> _Given task_: Find the lines holding the word "index" and collect them.

> _Source records_:
+===+

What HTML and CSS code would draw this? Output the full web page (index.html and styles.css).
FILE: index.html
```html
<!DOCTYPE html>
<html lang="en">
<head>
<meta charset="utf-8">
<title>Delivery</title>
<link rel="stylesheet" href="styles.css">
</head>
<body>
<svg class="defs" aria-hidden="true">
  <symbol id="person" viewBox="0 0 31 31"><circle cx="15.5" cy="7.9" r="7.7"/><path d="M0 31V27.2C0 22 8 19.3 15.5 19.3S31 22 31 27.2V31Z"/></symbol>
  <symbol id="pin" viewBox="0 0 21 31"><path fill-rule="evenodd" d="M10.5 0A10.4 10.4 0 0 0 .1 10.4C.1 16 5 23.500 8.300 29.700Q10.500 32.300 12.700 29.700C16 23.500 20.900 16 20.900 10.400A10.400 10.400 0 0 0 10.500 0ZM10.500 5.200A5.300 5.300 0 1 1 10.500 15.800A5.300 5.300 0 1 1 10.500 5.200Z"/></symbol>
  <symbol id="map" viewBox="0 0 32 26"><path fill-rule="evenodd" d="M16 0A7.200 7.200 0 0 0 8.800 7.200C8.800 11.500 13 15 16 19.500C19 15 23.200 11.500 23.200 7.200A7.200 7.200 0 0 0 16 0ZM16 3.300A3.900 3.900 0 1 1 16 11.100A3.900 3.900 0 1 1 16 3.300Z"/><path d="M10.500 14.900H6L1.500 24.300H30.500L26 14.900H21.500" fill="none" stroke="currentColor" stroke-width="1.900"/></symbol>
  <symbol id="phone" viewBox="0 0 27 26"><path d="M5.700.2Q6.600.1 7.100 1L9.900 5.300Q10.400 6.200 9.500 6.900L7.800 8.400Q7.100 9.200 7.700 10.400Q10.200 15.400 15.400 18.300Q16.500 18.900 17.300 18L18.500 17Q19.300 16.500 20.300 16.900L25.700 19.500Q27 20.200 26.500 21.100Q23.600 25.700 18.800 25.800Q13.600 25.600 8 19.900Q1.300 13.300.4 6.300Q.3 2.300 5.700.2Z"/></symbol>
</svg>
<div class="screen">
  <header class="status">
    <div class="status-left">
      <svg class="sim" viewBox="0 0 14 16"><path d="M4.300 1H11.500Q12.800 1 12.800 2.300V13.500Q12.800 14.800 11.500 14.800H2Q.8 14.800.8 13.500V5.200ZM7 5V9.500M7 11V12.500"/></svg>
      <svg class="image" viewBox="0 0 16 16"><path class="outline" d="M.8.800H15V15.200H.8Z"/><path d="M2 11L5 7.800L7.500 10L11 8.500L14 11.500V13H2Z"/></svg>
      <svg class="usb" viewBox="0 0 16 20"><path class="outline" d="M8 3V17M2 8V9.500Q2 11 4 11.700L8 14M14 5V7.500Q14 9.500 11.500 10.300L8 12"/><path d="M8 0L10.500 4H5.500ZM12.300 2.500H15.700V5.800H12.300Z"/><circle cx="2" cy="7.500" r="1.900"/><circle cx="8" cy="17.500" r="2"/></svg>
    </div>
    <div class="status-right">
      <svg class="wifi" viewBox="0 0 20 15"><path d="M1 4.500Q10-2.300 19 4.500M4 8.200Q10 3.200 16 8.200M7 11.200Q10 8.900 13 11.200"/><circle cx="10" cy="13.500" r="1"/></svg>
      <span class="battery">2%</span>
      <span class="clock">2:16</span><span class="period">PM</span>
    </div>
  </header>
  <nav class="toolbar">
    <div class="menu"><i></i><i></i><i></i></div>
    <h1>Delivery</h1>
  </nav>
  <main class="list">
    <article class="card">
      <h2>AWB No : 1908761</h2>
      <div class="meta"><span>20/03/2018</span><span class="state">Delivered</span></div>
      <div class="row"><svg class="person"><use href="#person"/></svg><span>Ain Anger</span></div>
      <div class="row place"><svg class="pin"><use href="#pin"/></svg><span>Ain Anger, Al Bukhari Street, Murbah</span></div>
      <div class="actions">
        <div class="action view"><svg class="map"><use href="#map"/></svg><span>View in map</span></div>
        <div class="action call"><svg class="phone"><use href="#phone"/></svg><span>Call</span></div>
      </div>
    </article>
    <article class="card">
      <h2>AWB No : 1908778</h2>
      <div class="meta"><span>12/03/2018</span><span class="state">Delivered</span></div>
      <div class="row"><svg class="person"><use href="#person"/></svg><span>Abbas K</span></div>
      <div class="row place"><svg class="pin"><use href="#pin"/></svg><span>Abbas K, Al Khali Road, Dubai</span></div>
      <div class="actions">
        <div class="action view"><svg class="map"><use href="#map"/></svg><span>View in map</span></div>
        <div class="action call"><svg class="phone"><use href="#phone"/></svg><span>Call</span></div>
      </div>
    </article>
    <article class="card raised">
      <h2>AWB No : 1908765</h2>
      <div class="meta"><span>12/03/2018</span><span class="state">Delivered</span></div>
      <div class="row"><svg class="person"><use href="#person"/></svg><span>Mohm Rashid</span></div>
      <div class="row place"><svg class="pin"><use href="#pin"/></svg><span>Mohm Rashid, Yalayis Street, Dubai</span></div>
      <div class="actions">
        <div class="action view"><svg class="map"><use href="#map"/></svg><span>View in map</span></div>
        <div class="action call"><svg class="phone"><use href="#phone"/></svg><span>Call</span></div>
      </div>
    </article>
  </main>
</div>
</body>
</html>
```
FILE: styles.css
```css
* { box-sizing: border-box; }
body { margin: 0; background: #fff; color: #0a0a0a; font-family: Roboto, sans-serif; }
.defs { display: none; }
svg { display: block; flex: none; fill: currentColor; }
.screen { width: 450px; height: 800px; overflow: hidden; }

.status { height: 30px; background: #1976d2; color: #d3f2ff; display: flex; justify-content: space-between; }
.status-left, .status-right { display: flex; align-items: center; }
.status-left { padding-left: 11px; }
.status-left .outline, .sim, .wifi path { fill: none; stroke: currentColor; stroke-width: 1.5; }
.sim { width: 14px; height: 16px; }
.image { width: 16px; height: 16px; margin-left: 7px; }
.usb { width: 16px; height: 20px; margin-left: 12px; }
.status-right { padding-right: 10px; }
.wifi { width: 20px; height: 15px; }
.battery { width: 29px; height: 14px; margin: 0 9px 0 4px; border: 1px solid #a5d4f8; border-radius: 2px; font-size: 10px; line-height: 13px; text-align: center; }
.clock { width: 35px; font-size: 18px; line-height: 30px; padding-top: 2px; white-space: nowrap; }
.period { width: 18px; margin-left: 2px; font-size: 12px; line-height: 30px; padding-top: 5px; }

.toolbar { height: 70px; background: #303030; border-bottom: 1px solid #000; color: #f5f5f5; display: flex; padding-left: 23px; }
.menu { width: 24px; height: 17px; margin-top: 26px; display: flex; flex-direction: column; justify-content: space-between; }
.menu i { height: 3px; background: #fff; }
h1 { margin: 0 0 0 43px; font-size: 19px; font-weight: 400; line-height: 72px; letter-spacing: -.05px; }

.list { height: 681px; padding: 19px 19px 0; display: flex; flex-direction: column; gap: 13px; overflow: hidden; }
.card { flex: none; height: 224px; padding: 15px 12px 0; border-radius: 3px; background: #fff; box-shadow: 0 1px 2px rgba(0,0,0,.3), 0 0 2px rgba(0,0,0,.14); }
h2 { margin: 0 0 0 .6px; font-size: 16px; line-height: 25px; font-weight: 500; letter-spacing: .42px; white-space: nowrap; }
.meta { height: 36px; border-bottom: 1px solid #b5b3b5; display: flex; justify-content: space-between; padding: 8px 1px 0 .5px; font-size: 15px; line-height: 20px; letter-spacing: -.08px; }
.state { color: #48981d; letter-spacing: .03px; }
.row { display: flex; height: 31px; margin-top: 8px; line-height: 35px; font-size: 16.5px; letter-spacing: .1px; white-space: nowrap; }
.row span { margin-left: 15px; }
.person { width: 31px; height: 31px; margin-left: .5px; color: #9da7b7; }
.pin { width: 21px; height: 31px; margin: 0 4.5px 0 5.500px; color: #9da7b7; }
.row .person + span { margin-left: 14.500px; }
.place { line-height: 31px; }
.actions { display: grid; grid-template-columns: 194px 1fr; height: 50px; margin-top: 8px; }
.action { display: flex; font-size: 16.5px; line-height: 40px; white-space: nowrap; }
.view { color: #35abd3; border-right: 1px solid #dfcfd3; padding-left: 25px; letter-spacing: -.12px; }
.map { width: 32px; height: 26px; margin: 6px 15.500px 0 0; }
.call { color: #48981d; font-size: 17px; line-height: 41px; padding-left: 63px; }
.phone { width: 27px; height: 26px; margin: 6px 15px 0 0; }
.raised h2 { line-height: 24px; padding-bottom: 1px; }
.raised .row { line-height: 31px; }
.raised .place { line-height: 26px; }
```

+===+

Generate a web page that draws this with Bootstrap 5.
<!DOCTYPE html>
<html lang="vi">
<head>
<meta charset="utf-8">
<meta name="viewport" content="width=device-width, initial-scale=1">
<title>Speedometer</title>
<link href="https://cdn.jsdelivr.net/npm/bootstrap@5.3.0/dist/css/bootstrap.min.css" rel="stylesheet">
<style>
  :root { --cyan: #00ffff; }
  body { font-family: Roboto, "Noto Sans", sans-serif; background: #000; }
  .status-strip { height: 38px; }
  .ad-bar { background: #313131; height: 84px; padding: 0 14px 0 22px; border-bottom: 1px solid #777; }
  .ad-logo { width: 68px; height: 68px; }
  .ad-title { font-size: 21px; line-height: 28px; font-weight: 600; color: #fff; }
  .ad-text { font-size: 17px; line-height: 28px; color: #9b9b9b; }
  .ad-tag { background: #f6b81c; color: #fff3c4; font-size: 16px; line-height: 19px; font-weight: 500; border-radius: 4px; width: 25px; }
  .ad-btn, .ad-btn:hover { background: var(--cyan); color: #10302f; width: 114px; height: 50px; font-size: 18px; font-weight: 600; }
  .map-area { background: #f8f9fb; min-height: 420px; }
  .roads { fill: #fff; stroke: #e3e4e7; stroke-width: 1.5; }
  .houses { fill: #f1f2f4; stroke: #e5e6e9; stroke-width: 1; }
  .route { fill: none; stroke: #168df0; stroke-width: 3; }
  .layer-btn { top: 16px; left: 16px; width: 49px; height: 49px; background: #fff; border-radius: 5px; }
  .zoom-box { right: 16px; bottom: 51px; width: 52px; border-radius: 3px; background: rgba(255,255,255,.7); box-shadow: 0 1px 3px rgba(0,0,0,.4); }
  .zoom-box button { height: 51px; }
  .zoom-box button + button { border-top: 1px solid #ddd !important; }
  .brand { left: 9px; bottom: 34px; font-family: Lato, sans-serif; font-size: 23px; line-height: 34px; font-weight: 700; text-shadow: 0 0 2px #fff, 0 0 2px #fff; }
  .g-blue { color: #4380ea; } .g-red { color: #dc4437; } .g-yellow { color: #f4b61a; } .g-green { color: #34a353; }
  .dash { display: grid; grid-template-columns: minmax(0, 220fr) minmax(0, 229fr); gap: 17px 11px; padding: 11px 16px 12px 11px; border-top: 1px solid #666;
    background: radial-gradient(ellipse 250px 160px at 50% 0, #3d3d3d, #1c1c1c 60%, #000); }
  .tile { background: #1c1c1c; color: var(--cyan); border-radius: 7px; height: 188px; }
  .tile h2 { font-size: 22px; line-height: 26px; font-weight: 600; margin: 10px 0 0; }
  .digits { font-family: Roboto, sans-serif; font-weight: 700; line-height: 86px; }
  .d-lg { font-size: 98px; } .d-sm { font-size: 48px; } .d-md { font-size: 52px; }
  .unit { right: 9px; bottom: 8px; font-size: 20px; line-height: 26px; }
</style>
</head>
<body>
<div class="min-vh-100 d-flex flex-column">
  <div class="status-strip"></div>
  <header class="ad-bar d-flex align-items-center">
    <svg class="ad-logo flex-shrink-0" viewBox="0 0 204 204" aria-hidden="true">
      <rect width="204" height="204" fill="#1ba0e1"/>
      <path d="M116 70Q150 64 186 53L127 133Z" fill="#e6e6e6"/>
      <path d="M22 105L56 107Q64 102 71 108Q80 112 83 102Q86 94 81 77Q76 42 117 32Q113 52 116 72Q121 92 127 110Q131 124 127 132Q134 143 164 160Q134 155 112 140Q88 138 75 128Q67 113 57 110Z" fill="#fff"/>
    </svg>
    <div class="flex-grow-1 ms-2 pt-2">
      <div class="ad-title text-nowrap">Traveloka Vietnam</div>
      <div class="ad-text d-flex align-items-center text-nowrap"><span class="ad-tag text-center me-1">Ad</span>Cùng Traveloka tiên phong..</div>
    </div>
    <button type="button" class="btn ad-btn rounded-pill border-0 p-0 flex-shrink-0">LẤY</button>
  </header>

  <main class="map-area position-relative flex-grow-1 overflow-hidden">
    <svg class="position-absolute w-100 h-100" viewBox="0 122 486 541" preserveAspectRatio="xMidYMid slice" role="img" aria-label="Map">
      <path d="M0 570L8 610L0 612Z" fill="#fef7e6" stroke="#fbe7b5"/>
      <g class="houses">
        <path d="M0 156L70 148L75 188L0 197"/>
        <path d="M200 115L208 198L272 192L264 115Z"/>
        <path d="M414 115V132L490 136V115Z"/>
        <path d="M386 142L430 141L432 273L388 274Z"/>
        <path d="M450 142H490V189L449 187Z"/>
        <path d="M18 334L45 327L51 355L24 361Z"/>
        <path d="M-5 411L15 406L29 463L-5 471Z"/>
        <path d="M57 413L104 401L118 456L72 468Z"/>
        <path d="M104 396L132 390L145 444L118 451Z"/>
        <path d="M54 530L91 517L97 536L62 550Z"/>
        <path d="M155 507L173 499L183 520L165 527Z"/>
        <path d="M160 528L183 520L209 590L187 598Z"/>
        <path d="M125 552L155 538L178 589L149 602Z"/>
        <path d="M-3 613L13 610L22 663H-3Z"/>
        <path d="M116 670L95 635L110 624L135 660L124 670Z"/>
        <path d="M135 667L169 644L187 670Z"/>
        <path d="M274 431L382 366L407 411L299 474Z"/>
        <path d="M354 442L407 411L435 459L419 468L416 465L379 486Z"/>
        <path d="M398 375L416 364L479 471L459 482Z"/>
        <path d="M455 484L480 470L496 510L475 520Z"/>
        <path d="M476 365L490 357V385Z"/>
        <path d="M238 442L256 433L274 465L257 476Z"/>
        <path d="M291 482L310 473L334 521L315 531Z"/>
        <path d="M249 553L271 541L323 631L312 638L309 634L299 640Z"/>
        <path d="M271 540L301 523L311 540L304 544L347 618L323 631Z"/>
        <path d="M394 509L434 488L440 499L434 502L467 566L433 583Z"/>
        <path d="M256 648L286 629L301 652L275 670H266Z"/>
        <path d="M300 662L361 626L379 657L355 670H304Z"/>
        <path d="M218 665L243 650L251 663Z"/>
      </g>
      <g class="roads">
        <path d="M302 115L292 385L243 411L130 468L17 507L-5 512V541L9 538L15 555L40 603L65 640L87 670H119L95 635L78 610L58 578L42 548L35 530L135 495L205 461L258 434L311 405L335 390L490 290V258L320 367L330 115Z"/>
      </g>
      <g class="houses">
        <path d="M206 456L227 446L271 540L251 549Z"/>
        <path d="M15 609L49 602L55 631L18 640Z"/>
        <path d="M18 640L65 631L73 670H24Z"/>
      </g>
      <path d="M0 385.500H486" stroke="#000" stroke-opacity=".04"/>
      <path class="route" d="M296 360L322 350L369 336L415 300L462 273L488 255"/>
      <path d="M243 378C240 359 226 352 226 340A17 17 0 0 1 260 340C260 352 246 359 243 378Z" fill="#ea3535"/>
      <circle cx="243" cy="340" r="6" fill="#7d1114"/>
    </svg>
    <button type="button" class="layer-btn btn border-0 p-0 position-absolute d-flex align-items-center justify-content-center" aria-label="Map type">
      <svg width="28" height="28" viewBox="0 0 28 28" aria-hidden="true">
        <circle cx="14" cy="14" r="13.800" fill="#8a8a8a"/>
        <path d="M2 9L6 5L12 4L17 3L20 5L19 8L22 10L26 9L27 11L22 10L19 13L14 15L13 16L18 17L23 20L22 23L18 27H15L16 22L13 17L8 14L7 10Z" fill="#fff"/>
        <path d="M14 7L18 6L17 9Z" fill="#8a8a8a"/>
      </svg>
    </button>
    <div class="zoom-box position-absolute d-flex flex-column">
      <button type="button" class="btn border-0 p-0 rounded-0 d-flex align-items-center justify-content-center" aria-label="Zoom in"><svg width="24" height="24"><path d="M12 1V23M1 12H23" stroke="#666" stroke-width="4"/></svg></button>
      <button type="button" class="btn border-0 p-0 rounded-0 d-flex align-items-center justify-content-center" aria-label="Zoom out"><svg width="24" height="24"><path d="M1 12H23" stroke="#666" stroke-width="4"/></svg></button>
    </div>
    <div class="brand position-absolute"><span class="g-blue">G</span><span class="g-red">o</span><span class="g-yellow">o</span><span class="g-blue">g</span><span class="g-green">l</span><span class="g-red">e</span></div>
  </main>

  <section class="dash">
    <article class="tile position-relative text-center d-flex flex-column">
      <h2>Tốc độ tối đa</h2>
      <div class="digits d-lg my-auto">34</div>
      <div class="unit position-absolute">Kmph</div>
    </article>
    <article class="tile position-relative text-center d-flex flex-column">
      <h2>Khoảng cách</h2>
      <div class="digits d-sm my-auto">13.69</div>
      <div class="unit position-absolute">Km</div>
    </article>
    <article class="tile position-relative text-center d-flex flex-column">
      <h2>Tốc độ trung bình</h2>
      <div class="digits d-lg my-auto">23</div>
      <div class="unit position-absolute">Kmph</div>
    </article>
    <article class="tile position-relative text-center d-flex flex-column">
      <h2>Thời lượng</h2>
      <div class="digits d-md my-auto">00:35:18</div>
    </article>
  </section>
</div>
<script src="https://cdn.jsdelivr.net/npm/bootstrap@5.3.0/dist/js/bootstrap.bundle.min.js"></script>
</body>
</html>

+===+

> _Exercise answer_:
What HTML and CSS code would draw this? Output the full web page (index.html and styles.css).
FILE: index.html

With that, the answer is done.